With Carlsen yet to become world champion, Fischer is still the only role-model for chess that the west has produced in modern times. For this and other reasons, he is still an attraction for film and documentary makers around the world. The latest one to come out is ‘Bobby Fisher against the World’.
http://www.imdb.com/video/screenplay/vi1083808793/
So what’s it like? Well, not too bad though there are one or two serious question marks concerning its approach. I used to think that there’s no such thing as a bad documentary on chess -using the maxim there’s no such thing as bad publicity as my rationale- but that was before I saw ‘My Brilliant Brain’, the woeful account of Susan Polgar’s rise in chess. Fortunately our blushes were spared this time; the difficulty with our latest chess-doc, though, lies in establishing not its success in the detail -or lack thereof- but in its approach towards chess.
Bobby Fischer against the World is a documentary for non-chess players not chess players, the reason being that it concentrates on his life rather his chess. That is not necessarily a bad thing, as lives/stories can be retold interestingly if the documentary maker is knowledgeable enough, but the problem is that Fischer warns against trying to separate himself from chess early on in the doc, so we are left to wonder why the director has ignored such an important caveat.
As I watched it, I began to wonder whether the director actually knew anything about chess at all and perhaps decided it was best to avoid it as much as possible rather than explore our beautiful game. There are parts of the documentary which are directionless and unresolved, for example, the celebrated match of 72 in Iceland, which though featured, is glossed over. Though during the coverage of the match it does veer towards analysis in one or two places, annoyingly, it then quickly pulls away, making it impossible to follow; the best example of which being the celebrated blunder in game 1, in which we are offered some quick-fire analysis of one side-line but that’s all. You are left with the feeling that the director feels obliged to head towards something she always wants to pull away from through lack of understanding. If I am right, that is a serious and critical mistake, one which devalues the documentary enormously. This is perhaps shown in the problems Fischer faced, and the presentation of them: we aren’t really shown any of the solutions because for the most part, they can be found manifest within his chess and in his approach to the game itself. Victory in chess and solutions to issues off the board correlate inseparably in Fischer. But his approach to chess is presented anecdotally, we learn that he was besieged by personal problems which haunted him his whole life but we are never really shown how his game evolved through them, which brings us back to Fischer’s caveat. Fischer and chess cannot be separated. I think this story of the unprepared and somewhat forlorn genius doesn’t really wash with someone who became the greatest in history at what he did in his time. Such a sympathetic story would have worked better with someone who tried their hand at chess and failed miserably, since greatness does not beget sympathy. To conclude let us turn to Edward Winter’s on-line Chess Notes:
‘Graced with some exceptionally rich archive material, Liz Garbus’ 2011 documentary film Bobby Fischer Against the World is disgraced with some exceptionally poor interviewees. A particular low point, with some of the talking heads less concerned about being truthful than noticed, is the dense sequence which seizes on the issue of insanity:
Anthony Saidy: ‘Victor Korchnoi claimed to have played a match with a dead man and he even provided the moves.’

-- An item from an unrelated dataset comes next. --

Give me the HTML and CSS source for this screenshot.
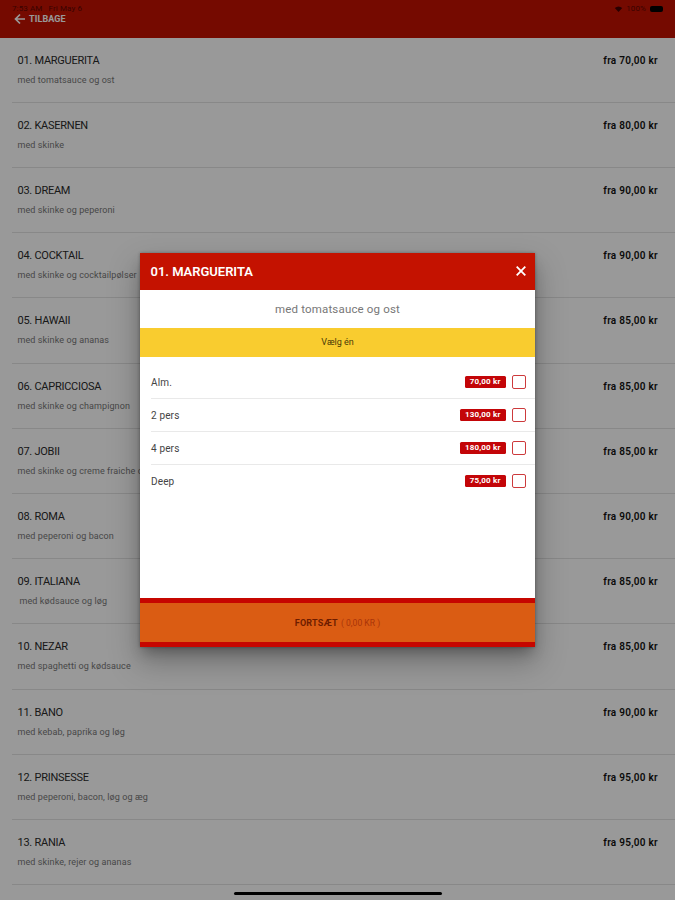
FILE: index.html
```html
<!DOCTYPE html>
<html lang="da">
<head>
<meta charset="utf-8">
<title>Menu</title>
<link rel="stylesheet" href="styles.css">
</head>
<body>
<div class="screen">
  <header class="topbar">
    <div class="status">
      <span class="time">7:53 AM</span><span class="date">Fri May 6</span>
      <svg class="wifi" viewBox="0 0 10 8"><path d="M0 2.5Q5-1.5 10 2.5L5 8Z"/></svg>
      <span class="percent">100%</span><i class="battery"></i>
    </div>
    <div class="back">
      <svg viewBox="0 0 12 12"><path d="M11 6H1.5M6 1.5 1.5 6 6 10.5"/></svg>
      <span>TILBAGE</span>
    </div>
  </header>
  <main class="menu">
    <div class="dish"><div><h2>01. MARGUERITA</h2><p>med tomatsauce og ost</p></div><b>fra 70,00 kr</b></div>
    <div class="dish"><div><h2>02. KASERNEN</h2><p>med skinke</p></div><b>fra 80,00 kr</b></div>
    <div class="dish"><div><h2>03. DREAM</h2><p>med skinke og peperoni</p></div><b>fra 90,00 kr</b></div>
    <div class="dish"><div><h2>04. COCKTAIL</h2><p>med skinke og cocktailpølser</p></div><b>fra 90,00 kr</b></div>
    <div class="dish"><div><h2>05. HAWAII</h2><p>med skinke og ananas</p></div><b>fra 85,00 kr</b></div>
    <div class="dish"><div><h2>06. CAPRICCIOSA</h2><p>med skinke og champignon</p></div><b>fra 85,00 kr</b></div>
    <div class="dish"><div><h2>07. JOBII</h2><p>med skinke og creme fraiche og</p></div><b>fra 85,00 kr</b></div>
    <div class="dish"><div><h2>08. ROMA</h2><p>med peperoni og bacon</p></div><b>fra 90,00 kr</b></div>
    <div class="dish"><div><h2>09. ITALIANA</h2><p class="indented">med kødsauce og løg</p></div><b>fra 85,00 kr</b></div>
    <div class="dish"><div><h2>10. NEZAR</h2><p>med spaghetti og kødsauce</p></div><b>fra 85,00 kr</b></div>
    <div class="dish"><div><h2>11. BANO</h2><p>med kebab, paprika og løg</p></div><b>fra 90,00 kr</b></div>
    <div class="dish"><div><h2>12. PRINSESSE</h2><p>med peperoni, bacon, løg og æg</p></div><b>fra 95,00 kr</b></div>
    <div class="dish"><div><h2>13. RANIA</h2><p>med skinke, rejer og ananas</p></div><b>fra 95,00 kr</b></div>
  </main>
  <div class="overlay">
    <section class="modal">
      <div class="modal-head">
        <h1>01. MARGUERITA</h1>
        <svg class="close" viewBox="0 0 10 10"><path d="M.7.7l8.6 8.6M9.3.7.7 9.3"/></svg>
      </div>
      <p class="description">med tomatsauce og ost</p>
      <div class="choose">Vælg én</div>
      <div class="options">
        <div class="option"><span>Alm.</span><em>70,00 kr</em><i></i></div>
        <div class="option"><span>2 pers</span><em>130,00 kr</em><i></i></div>
        <div class="option"><span>4 pers</span><em>180,00 kr</em><i></i></div>
        <div class="option"><span>Deep</span><em>75,00 kr</em><i></i></div>
      </div>
      <div class="continue"><strong>FORTSÆT</strong><span>( 0,00 KR )</span></div>
    </section>
  </div>
  <div class="home-indicator"></div>
</div>
</body>
</html>
```
FILE: styles.css
```css
* { box-sizing: border-box; }
body, h1, h2, p { margin: 0; }
body { font-family: Roboto, sans-serif; background: #fff; overflow: hidden; }
.screen { position: relative; width: 675px; height: 900px; overflow: hidden; }

.topbar { height: 37.5px; background: #c31200; padding: 4px 12px 0; }
.status { display: flex; align-items: center; height: 9px; font-size: 8px; line-height: 9px; letter-spacing: .12px; color: #600400; }
.date { margin-left: 6px; }
.wifi { width: 9px; height: 6px; margin-left: auto; fill: #400; }
.percent { margin: 0 4px 0 3px; }
.battery { width: 13px; height: 6px; border-radius: 2px; background: #000; }
.back { display: flex; align-items: center; gap: 3px; height: 12px; padding-left: 2px; font-size: 9px; font-weight: 700; color: #fff; letter-spacing: .1px; }
.back svg { width: 12px; height: 12px; fill: none; stroke: #fff; stroke-width: 1.7; }

.dish { display: flex; justify-content: space-between; height: 65.23px; margin-left: 12px; padding: 15px 17px 0 5.5px; border-bottom: 1px solid #e3e3e3; }
.dish h2 { font-size: 11px; line-height: 15px; font-weight: 400; letter-spacing: -.26px; color: #2a2a2a; white-space: nowrap; }
.dish p { margin-top: 6px; font-size: 9px; line-height: 12px; letter-spacing: .1px; color: #777; white-space: nowrap; }
.dish p.indented { padding-left: 2px; }
.dish b { font-size: 10px; line-height: 16px; font-weight: 600; color: #111; letter-spacing: .27px; }

.overlay { position: absolute; inset: 0; display: grid; place-items: center; background: rgba(0, 0, 0, .4); }
.modal { display: flex; flex-direction: column; width: 395px; height: 394px; background: #fff; box-shadow: 0 8px 12px -3px rgba(0, 0, 0, .25), 0 14px 28px 2px rgba(0, 0, 0, .25), 0 0 3px rgba(0, 0, 0, .3); }
.modal-head { display: flex; align-items: center; justify-content: space-between; height: 36.5px; padding: 0 9.5px 0 10.5px; background: #c41200; color: #fff; }
.modal-head h1 { font-size: 13px; font-weight: 600; letter-spacing: -.03px; }
.close { width: 10px; height: 10px; fill: none; stroke: #fff; stroke-width: 1.8; }
.description { height: 38px; line-height: 38px; font-size: 11.5px; letter-spacing: .17px; text-align: center; color: #777; }
.choose { height: 29.5px; line-height: 29.5px; font-size: 9px; text-align: center; color: #4a3b08; background: #f9cc2f; }
.options { flex: 1; padding: 8.5px 0 0 11px; }
.option { display: flex; align-items: center; height: 33px; padding-right: 9.5px; border-bottom: 1px solid #e9e9e9; font-size: 10px; letter-spacing: .15px; color: #444; }
.option:last-child { border-bottom: 0; }
.option span { padding-top: 1px; }
.option em { margin-left: auto; height: 12px; padding: 0 5px; border-radius: 1.5px; background: #c30508; color: #fff; font-size: 8px; font-style: normal; font-weight: 700; line-height: 12px; letter-spacing: .16px; }
.option i { width: 14px; height: 14px; margin-left: 6px; border: 1px solid #cd3a3c; border-radius: 2px; }
.continue { display: flex; align-items: center; justify-content: center; gap: 3px; height: 49px; border: solid #c60600; border-width: 5px 0; background: #da5c13; color: #6e1c00; font-size: 9px; letter-spacing: .2px; }
.continue span { color: #a93409; font-size: 8.5px; letter-spacing: .05px; }
.home-indicator { position: absolute; left: 234px; bottom: 5px; width: 208px; height: 3px; border-radius: 2px; background: #000; }
```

Asa Hoffmann: ‘Rubinstein jumped out of the window because the fly was after him.’
Anthony Saidy: ‘Steinitz in late life thought he was playing chess by wireless with God Almighty – and had the better of God Almighty.’
Asa Hoffmann: ‘Carlos Torre took all his clothes off on a bus.’
To highlight only the Steinitz versus God yarn, no scrap of serious substantiation is available. Once again we witness the magnetic pull of malignant anecdotitis. And since the theme is insanity, an uncomfortable question arises: can such groundless public denigration of Steinitz and others be considered the conduct of a rational human being?’